“Si concentri sull’insegnamento, Miss Alcott, lei non è una scrittrice”. È così che l’editore James Fields rispose a una giovane Louisa May Alcott, quando lei gli inviò uno dei suoi primi manoscritti.
Possiamo dire con un certo grado di sicurezza che tutti gli scrittori, anche i più grandi, hanno dovuto, presto o tardi, scollare il naso dalle porte sbattute in faccia.
Celebri esempi sono Melville (il suo “Moby Dick” fu ritenuto di gusto troppo antiquato) e Orwell (T.S. Eliot rifiutò di pubblicare “La fattoria degli animali” perché “troppo politico” e poco ideologicamente coerente).
Una storia che attraversa i secoli e colpisce fatalmente alcuni (Guido Morselli, ahimè, è uno di loro).
Ma è buona attitudine non lasciarsi abbattere dai rifiuti.

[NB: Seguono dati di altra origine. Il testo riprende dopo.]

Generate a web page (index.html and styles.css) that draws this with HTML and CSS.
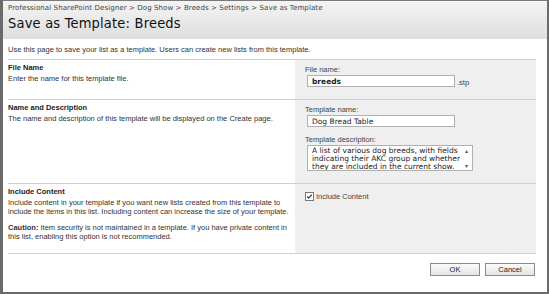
FILE: index.html
```html
<!DOCTYPE html>
<html lang="en">
<head>
  <meta charset="UTF-8">
  <title>Save as Template: Breeds</title>
  <link rel="stylesheet" href="styles.css">
</head>
<body>
  <div class="frame">
    <header class="page-head">
      <div class="crumbs">Professional SharePoint Designer &gt; Dog Show &gt; Breeds &gt; Settings &gt; Save as Template</div>
      <h1>Save as Template: Breeds</h1>
    </header>

    <p class="intro">Use this page to save your list as a template. Users can create new lists from this template.</p>

    <section class="form-table">
      <div class="row row-file">
        <div class="desc">
          <h3>File Name</h3>
          <p>Enter the name for this template file.</p>
        </div>
        <div class="ctrl">
          <label>File name:</label>
          <div class="inline">
            <div class="input bold">breeds</div>
            <span class="ext">.stp</span>
          </div>
        </div>
      </div>

      <div class="row row-name">
        <div class="desc">
          <h3>Name and Description</h3>
          <p>The name and description of this template will be displayed on the Create page.</p>
        </div>
        <div class="ctrl">
          <label>Template name:</label>
          <div class="input">Dog Bread Table</div>
          <label class="second">Template description:</label>
          <div class="textarea">
            <div class="ta-text">A list of various dog breeds, with fields indicating their AKC group and whether they are included in the current show.</div>
            <div class="scroll">
              <span>&#9652;</span>
              <span>&#9662;</span>
            </div>
          </div>
        </div>
      </div>

      <div class="row row-content">
        <div class="desc">
          <h3>Include Content</h3>
          <p>Include content in your template if you want new lists created from this template to include the items in this list. Including content can increase the size of your template.</p>
          <p class="caution"><b>Caution:</b>&nbsp;Item security is not maintained in a template. If you have private content in this list, enabling this option is not recommended.</p>
        </div>
        <div class="ctrl">
          <div class="check">
            <span class="box">
              <svg width="9" height="9" viewBox="0 0 9 9"><path d="M1.5 4.5 L3.5 6.5 L7.5 2" fill="none" stroke="#222" stroke-width="1.4"/></svg>
            </span>
            <span>Include Content</span>
          </div>
        </div>
      </div>
    </section>

    <div class="buttons">
      <button class="btn">OK</button>
      <button class="btn">Cancel</button>
    </div>
  </div>
</body>
</html>
```

FILE: styles.css
```css
/* Reset */
* {
  margin: 0;
  padding: 0;
  box-sizing: border-box;
}

body {
  width: 549px;
  height: 294px;
  background-color: #ffffff;
  font-family: 'DejaVu Sans', Verdana, sans-serif;
  color: #333;
  overflow: hidden;
}

/* Frame */
.frame {
  width: 549px;
  height: 294px;
  border-left: 3px solid #6b6b6b;
  border-right: 2px solid #6b6b6b;
  border-top: 1px solid #7a7a7a;
  border-bottom: 2px solid #6b6b6b;
  background-color: #ffffff;
}

/* Header */
.page-head {
  height: 38px;
  background: linear-gradient(180deg, #f4f4f4, #dedede);
  padding: 3px 0 0 5px;
}

.crumbs {
  font-size: 7px;
  color: #444;
  letter-spacing: 0.1px;
}

.page-head h1 {
  font-family: 'DejaVu Sans Condensed', 'DejaVu Sans', sans-serif;
  font-size: 14.5px;
  font-weight: normal;
  color: #111;
  margin-top: 3px;
  letter-spacing: 0.2px;
}

/* Intro */
.intro {
  font-family: 'Liberation Sans', Arial, sans-serif;
  font-size: 7.5px;
  color: #333;
  padding: 6px 0 0 5px;
  height: 20px;
}

/* Form rows */
.form-table {
  margin: 0 11px 0 5px;
}

.row {
  display: grid;
  grid-template-columns: 287px 1fr;
  border-top: 1px solid #d0d0d0;
}

.row-file {
  height: 40px;
}

.row-name {
  height: 84px;
}

.row-content {
  height: 71px;
  border-bottom: 1px solid #d0d0d0;
}

.desc {
  font-family: 'Liberation Sans', Arial, sans-serif;
  font-size: 7.5px;
  color: #333;
  padding-top: 3px;
}

.desc h3 {
  font-size: 7.5px;
  font-weight: bold;
  color: #222;
  margin-bottom: 2px;
}

.desc p {
  line-height: 9px;
}

.desc .caution {
  margin-top: 7px;
}

.ctrl {
  background-color: #efefef;
  padding: 5px 0 0 10px;
  font-family: 'Liberation Sans', Arial, sans-serif;
  font-size: 7.5px;
  color: #444;
}

.ctrl label {
  display: block;
  height: 10px;
}

.ctrl label.second {
  margin-top: 8px;
}

.inline {
  display: flex;
  align-items: flex-end;
  gap: 2px;
}

.input {
  width: 148px;
  height: 12px;
  margin: 0 0 0 2px;
  background-color: #fff;
  border: 1px solid #b0b0b0;
  font-family: 'DejaVu Sans', Verdana, sans-serif;
  font-size: 7.5px;
  color: #222;
  padding: 1px 0 0 4px;
  line-height: 9px;
}

.input.bold {
  font-weight: bold;
}

.ext {
  font-size: 7.5px;
  color: #444;
}

.textarea {
  display: flex;
  width: 166px;
  height: 26px;
  margin: 0 0 0 2px;
  background-color: #fff;
  border: 1px solid #b0b0b0;
}

.ta-text {
  flex: 1;
  font-family: 'DejaVu Sans', Verdana, sans-serif;
  font-size: 7.5px;
  line-height: 8px;
  color: #222;
  padding: 1px 0 0 4px;
  overflow: hidden;
}

.scroll {
  width: 12px;
  display: flex;
  flex-direction: column;
  justify-content: space-between;
  align-items: center;
  font-size: 6px;
  color: #555;
  padding: 1px 0;
}

.check {
  display: flex;
  align-items: center;
  gap: 2px;
  margin-top: 3px;
}

.box {
  width: 9px;
  height: 9px;
  border: 1px solid #777;
  background-color: #fff;
  display: flex;
}

.box svg {
  width: 7px;
  height: 7px;
}

/* Buttons */
.buttons {
  display: flex;
  justify-content: flex-end;
  gap: 5px;
  margin: 9px 12px 0 0;
}

.btn {
  width: 50px;
  height: 13px;
  font-family: 'Liberation Sans', Arial, sans-serif;
  font-size: 7.5px;
  color: #222;
  background: linear-gradient(180deg, #fbfbfb, #e4e4e4);
  border: 1px solid #8a8a8a;
}
```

È importante, sì, tener conto dei commenti e dei consigli ricevuti e magari rimettere mano al testo per aggiustare il tiro; ma è anche essenziale ritentare, perché prima o poi un buon libro verrà notato e accolto.
La storia di Louisa May Alcott ce lo conferma. La scrittrice, anni dopo, congederà definitivamente il signor Fields con questa lettera:
“Tanto tempo fa mi ha prestato quaranta dollari, dicendomi gentilmente che avrei potuto restituirglieli quando fossi stata ‘ricca sfondata’. Poiché inaspettatamente il miracolo è avvenuto, desidero tener fede alla mia parte dell’accordo, e dunque le accludo alla presente il rimborso del mio debito con tanti ringraziamenti”.